- Extracted information:

— begin —

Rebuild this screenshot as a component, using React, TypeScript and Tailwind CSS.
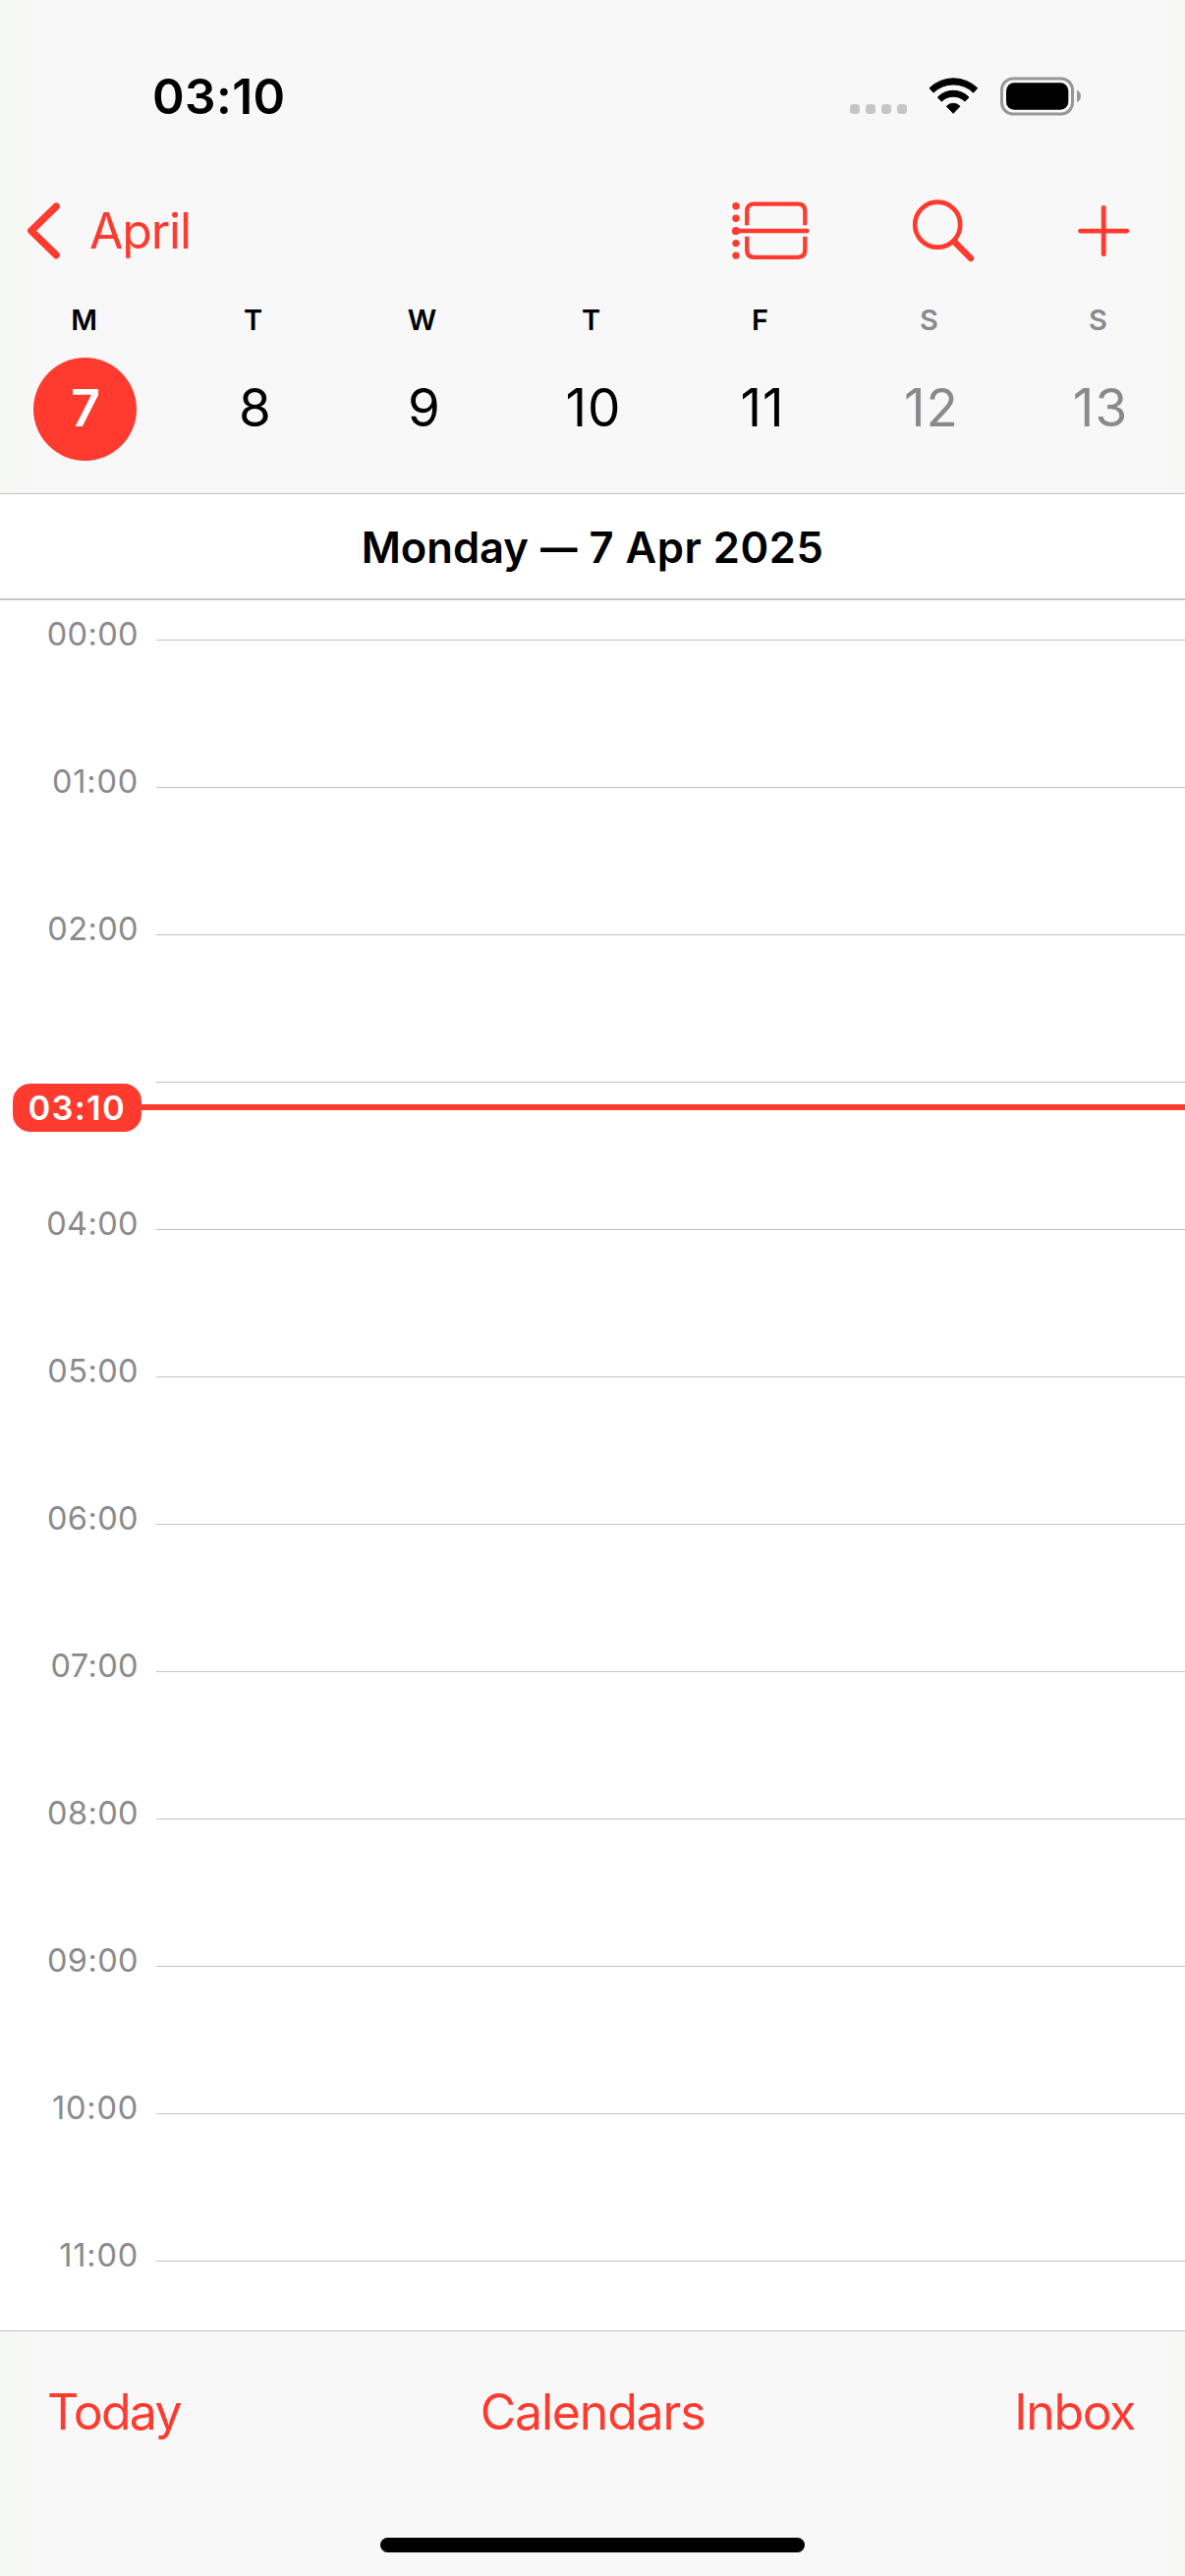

— end —
— begin —

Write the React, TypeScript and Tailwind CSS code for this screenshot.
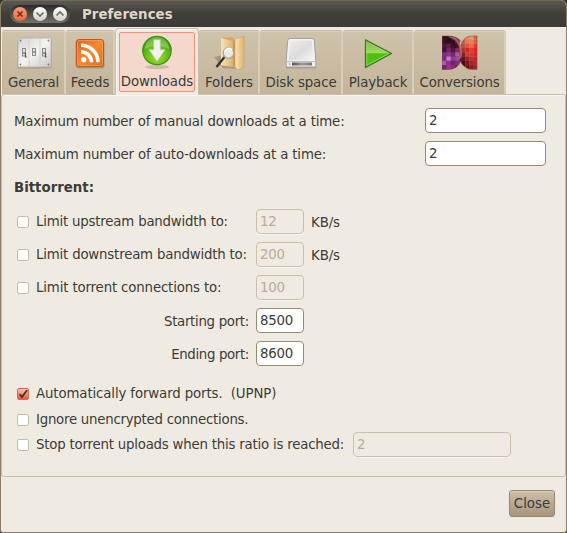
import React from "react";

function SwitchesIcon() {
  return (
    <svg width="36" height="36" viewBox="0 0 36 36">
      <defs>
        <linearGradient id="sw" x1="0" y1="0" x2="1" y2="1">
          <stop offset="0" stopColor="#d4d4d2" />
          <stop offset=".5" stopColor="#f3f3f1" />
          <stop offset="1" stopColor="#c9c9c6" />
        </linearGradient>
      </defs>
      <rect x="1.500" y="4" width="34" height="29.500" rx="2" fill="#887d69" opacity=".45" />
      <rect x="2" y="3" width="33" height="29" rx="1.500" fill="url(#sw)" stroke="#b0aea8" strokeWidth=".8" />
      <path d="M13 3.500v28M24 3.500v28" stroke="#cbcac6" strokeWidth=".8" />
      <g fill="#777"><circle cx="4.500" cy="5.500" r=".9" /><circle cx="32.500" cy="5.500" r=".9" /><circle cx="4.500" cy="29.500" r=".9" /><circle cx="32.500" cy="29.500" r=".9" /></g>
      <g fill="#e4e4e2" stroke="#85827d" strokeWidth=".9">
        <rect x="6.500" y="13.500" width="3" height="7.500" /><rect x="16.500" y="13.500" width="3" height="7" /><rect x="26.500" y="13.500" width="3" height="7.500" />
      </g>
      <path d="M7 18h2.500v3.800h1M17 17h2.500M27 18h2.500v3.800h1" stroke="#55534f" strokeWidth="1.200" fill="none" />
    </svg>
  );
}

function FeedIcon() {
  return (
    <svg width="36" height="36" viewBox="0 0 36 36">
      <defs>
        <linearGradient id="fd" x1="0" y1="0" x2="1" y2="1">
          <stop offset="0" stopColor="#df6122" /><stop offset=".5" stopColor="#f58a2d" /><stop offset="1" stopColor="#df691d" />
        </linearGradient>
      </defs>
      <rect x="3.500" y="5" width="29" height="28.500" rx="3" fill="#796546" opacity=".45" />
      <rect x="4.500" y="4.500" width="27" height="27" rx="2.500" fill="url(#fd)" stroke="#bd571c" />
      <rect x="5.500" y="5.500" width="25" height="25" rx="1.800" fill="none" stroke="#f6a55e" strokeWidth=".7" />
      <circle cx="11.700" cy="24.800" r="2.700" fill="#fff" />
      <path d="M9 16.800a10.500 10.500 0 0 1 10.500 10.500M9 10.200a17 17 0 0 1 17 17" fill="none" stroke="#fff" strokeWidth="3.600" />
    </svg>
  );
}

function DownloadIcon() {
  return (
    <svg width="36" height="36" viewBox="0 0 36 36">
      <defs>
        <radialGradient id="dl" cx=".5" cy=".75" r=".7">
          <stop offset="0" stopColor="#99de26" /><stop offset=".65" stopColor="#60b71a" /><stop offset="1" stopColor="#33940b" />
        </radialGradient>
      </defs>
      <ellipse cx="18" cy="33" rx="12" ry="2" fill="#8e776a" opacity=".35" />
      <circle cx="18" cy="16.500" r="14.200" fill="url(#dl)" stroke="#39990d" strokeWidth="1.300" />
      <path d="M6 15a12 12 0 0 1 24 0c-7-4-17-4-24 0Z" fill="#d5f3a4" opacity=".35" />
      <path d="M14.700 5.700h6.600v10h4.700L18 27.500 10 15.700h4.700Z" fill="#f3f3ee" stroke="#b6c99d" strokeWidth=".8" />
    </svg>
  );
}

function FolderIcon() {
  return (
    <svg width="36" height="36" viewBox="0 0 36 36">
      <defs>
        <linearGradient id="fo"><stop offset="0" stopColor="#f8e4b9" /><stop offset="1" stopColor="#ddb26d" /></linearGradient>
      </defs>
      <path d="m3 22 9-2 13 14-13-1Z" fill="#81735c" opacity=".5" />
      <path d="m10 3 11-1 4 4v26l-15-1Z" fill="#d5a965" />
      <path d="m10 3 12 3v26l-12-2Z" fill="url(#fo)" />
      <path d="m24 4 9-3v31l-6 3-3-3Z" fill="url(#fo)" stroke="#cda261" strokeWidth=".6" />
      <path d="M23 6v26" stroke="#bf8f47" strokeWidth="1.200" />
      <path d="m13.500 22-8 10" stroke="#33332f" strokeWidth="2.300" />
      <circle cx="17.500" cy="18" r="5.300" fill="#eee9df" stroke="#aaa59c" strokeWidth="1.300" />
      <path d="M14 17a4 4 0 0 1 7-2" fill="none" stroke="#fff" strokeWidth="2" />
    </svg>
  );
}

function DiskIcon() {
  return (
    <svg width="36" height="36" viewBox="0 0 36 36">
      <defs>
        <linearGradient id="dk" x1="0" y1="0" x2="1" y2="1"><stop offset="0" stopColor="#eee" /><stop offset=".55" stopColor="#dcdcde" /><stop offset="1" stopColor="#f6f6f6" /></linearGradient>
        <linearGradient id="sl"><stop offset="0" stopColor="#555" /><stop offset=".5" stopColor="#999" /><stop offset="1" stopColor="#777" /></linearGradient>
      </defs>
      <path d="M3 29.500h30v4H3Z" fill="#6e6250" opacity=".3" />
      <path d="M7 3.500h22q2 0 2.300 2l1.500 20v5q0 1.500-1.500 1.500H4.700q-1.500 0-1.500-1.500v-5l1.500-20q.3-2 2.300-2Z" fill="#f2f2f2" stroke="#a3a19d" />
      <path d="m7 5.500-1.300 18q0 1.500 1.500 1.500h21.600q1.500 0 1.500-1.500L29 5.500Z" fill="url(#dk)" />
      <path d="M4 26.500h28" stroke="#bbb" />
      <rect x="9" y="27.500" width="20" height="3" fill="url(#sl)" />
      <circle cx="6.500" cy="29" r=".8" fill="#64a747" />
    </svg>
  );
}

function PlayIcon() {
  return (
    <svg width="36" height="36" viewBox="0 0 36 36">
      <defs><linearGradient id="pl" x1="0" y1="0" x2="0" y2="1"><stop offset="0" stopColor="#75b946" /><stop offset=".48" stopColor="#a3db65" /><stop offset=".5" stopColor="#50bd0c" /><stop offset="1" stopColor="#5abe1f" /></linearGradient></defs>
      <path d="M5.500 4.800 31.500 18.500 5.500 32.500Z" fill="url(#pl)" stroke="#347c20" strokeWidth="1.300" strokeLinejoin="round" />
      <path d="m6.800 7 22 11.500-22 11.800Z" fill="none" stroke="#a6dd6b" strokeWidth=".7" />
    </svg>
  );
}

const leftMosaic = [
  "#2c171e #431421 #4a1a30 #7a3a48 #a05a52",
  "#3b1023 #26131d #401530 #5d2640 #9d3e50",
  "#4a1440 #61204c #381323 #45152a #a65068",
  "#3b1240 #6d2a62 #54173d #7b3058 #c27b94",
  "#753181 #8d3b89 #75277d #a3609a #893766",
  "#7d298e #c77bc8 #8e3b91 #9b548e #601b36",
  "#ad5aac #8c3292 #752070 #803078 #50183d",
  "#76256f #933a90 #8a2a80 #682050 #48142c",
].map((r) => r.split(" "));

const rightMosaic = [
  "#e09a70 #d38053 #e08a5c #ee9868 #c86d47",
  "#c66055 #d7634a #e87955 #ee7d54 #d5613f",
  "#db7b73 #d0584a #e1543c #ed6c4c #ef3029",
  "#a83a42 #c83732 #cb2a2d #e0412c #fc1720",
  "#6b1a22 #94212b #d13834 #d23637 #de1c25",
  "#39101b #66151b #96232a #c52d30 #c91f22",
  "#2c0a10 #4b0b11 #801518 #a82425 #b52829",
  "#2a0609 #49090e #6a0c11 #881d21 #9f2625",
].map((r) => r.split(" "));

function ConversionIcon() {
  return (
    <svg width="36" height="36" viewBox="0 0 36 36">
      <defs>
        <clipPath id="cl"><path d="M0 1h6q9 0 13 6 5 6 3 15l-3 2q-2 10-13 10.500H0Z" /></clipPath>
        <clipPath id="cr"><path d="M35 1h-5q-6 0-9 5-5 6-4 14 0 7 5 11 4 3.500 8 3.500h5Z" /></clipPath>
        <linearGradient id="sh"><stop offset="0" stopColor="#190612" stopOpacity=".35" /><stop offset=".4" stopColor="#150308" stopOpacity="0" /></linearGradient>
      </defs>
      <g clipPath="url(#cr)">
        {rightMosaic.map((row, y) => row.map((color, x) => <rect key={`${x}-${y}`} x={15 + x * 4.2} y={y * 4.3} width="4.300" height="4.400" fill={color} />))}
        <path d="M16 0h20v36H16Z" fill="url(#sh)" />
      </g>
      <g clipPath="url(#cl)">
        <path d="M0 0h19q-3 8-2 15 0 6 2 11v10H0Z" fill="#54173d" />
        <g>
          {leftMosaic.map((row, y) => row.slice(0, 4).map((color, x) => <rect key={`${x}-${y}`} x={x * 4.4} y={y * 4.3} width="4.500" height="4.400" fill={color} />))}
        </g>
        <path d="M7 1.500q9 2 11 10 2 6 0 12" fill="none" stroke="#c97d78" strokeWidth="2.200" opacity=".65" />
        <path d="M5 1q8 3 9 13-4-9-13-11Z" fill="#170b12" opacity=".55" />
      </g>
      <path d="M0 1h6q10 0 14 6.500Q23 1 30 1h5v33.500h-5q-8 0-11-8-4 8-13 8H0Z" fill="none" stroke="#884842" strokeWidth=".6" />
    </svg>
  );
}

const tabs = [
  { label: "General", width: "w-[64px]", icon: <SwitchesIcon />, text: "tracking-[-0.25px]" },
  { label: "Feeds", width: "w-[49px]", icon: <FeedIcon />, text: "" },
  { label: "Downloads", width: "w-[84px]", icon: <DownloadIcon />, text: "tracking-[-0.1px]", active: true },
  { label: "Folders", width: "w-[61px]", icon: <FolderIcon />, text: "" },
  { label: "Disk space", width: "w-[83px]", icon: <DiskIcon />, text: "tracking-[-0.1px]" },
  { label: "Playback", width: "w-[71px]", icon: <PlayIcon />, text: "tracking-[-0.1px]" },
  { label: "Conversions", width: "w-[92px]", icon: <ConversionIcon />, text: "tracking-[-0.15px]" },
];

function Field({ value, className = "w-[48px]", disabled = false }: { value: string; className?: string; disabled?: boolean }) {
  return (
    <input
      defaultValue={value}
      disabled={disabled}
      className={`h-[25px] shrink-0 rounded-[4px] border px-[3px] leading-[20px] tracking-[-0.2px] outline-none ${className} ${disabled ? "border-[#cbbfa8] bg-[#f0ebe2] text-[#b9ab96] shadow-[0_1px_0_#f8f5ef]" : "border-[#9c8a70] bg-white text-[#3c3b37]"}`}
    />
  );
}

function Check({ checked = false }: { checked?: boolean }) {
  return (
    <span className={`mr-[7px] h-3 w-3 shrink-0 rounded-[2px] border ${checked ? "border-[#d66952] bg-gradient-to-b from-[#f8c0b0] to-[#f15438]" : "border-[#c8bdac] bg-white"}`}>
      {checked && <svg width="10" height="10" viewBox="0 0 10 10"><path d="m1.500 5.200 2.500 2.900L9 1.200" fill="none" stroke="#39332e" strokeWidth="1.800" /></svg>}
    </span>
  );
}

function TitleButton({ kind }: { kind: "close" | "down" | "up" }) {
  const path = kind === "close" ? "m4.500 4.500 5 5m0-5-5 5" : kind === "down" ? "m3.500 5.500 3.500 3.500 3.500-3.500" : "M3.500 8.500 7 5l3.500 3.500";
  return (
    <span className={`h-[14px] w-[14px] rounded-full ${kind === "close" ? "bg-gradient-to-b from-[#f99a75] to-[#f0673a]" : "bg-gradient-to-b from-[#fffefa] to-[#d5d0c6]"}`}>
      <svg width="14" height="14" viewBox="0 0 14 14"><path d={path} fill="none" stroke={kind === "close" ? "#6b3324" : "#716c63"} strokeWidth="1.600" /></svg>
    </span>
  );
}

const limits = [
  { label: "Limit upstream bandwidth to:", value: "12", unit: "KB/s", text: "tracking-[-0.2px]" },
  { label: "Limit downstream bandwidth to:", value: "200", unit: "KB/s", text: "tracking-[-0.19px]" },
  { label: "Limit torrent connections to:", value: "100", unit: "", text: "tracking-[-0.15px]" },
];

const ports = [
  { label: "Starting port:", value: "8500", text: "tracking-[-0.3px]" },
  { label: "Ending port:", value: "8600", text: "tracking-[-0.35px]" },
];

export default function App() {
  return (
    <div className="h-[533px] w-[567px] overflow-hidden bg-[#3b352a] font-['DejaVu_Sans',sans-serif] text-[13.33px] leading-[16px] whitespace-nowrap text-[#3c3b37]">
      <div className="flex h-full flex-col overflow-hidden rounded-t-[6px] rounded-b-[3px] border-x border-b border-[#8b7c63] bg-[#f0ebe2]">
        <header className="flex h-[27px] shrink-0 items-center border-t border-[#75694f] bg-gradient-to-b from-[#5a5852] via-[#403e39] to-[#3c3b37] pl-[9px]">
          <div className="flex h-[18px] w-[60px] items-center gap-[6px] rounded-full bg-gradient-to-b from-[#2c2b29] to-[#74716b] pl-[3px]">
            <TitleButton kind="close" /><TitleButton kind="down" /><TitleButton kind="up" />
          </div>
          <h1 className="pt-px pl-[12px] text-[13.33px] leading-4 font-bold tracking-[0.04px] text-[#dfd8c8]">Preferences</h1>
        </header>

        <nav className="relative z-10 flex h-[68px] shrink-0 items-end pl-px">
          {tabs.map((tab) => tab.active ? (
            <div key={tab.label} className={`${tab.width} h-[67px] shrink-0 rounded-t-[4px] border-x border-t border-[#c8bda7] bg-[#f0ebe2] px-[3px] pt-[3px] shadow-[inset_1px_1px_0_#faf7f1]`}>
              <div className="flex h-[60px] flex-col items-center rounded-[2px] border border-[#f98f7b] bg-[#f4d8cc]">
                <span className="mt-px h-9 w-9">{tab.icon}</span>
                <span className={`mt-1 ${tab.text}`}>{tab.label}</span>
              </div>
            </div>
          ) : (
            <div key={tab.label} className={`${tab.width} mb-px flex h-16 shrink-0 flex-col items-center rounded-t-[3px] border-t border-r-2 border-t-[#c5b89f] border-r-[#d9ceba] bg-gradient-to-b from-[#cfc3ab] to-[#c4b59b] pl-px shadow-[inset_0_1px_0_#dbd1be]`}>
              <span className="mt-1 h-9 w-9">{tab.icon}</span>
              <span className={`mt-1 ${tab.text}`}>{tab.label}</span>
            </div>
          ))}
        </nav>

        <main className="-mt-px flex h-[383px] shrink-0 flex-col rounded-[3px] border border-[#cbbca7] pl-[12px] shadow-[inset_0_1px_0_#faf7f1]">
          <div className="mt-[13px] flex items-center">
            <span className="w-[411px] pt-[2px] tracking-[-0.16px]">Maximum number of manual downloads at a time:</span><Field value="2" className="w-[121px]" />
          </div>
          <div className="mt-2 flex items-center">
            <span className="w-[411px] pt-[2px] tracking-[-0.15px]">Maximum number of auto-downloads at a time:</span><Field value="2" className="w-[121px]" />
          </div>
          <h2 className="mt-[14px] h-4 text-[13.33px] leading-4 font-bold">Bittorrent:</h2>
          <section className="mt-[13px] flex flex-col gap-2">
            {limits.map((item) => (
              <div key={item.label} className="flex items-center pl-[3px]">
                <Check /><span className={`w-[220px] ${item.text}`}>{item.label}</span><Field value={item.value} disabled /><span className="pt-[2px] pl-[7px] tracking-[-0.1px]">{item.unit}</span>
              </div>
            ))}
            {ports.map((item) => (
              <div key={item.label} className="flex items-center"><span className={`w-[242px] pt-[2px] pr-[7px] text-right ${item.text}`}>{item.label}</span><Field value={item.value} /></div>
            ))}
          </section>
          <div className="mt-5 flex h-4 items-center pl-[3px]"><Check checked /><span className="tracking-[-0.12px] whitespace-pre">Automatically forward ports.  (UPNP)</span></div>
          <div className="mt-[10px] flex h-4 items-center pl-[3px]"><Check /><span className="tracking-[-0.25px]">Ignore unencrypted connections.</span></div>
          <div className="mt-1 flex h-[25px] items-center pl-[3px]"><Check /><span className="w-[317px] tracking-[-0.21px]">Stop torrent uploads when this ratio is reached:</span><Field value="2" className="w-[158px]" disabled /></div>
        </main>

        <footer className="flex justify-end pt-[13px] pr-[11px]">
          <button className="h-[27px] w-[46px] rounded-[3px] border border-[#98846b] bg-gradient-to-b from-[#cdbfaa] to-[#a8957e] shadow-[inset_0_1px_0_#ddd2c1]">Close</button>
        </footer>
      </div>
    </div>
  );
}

— end —

- Exercise: Starting at the line that contains "Write the React, TypeScript" and ending at the line that contains "import React from", give the lines again exactly. Do not include the pictures.

- Answer to this problem:
Write the React, TypeScript and Tailwind CSS code for this screenshot.
import React from "react";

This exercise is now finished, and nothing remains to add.